● Task goal
Extract all lines in the data that contain the word "styles".

● Data shown
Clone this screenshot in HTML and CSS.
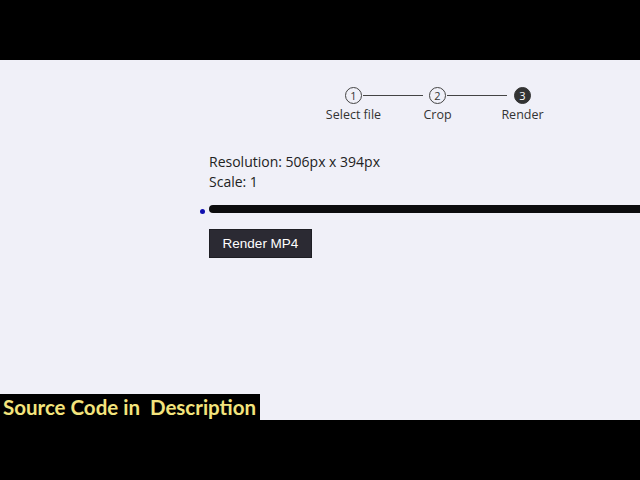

--

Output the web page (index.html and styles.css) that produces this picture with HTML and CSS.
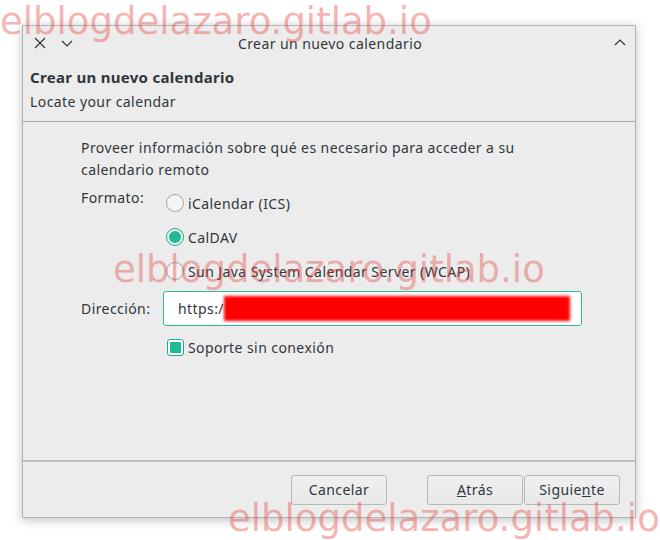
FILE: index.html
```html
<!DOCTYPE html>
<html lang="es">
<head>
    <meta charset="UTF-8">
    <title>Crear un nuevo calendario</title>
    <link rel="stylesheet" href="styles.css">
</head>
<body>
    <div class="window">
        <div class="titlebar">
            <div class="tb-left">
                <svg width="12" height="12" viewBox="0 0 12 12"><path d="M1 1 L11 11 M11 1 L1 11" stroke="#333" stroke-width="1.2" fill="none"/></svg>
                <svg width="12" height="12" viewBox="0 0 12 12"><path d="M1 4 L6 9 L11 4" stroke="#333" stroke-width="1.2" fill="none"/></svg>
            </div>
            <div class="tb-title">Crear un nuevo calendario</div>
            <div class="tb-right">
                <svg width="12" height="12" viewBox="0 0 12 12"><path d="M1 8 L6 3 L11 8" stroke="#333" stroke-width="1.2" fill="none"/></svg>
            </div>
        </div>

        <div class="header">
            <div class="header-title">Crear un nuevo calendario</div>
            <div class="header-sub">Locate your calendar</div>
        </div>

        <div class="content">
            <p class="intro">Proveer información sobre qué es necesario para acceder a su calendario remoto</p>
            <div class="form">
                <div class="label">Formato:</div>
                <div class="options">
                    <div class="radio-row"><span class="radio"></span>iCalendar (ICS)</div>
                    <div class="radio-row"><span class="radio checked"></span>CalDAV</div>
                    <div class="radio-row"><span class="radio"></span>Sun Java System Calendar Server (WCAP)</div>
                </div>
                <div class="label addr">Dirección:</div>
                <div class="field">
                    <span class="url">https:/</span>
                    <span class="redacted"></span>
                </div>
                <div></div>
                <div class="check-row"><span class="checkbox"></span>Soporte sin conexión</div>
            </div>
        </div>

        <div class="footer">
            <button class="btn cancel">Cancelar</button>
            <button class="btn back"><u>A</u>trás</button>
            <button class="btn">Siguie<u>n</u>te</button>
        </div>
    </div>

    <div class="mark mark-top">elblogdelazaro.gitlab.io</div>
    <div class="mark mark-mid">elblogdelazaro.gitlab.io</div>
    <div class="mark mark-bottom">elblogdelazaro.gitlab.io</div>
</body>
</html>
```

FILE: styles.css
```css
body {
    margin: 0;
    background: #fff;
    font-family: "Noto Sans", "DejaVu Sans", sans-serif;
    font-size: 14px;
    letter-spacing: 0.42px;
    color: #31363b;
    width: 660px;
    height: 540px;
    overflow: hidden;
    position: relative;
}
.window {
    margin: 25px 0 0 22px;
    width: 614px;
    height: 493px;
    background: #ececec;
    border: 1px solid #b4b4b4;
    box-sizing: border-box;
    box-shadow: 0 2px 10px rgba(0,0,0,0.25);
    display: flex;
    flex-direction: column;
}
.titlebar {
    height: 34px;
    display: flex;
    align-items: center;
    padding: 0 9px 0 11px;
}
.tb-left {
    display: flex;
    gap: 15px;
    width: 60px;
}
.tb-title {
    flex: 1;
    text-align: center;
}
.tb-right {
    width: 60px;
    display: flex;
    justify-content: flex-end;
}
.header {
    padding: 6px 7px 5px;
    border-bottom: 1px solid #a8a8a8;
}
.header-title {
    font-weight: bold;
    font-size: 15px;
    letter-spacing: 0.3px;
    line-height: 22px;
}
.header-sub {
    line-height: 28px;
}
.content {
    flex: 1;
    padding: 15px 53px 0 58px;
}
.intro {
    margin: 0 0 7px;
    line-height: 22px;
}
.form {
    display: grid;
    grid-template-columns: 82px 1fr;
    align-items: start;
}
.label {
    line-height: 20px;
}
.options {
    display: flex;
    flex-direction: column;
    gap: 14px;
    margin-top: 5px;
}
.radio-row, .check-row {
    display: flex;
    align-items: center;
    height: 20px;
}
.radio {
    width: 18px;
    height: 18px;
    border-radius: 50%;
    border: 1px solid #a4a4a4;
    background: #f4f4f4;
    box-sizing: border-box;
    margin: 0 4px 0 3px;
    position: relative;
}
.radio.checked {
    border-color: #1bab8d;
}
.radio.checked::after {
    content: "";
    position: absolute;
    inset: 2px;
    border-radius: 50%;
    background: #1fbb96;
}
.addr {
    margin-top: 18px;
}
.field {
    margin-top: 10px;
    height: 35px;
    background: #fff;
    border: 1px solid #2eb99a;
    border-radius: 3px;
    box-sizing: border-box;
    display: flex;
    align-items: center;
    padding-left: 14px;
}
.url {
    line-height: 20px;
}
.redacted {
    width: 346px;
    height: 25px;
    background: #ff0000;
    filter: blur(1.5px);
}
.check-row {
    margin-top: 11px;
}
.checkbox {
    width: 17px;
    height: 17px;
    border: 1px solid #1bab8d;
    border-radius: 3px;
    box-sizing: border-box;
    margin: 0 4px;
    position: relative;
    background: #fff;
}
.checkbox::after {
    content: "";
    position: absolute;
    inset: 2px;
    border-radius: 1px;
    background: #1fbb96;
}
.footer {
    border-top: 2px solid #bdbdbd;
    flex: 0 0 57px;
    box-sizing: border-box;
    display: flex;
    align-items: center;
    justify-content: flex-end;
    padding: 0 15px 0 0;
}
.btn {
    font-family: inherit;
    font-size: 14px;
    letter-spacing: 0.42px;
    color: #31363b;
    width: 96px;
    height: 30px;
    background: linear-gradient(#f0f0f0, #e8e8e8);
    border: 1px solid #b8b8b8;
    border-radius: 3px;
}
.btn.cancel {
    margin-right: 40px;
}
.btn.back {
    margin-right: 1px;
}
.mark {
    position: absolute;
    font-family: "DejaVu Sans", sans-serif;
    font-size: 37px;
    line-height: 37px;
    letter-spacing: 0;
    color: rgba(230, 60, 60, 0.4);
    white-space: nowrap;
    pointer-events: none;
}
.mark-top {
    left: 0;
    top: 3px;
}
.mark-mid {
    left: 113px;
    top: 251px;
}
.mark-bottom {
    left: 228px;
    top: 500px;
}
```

● Solution to this problem
Output the web page (index.html and styles.css) that produces this picture with HTML and CSS.
    <link rel="stylesheet" href="styles.css">
FILE: styles.css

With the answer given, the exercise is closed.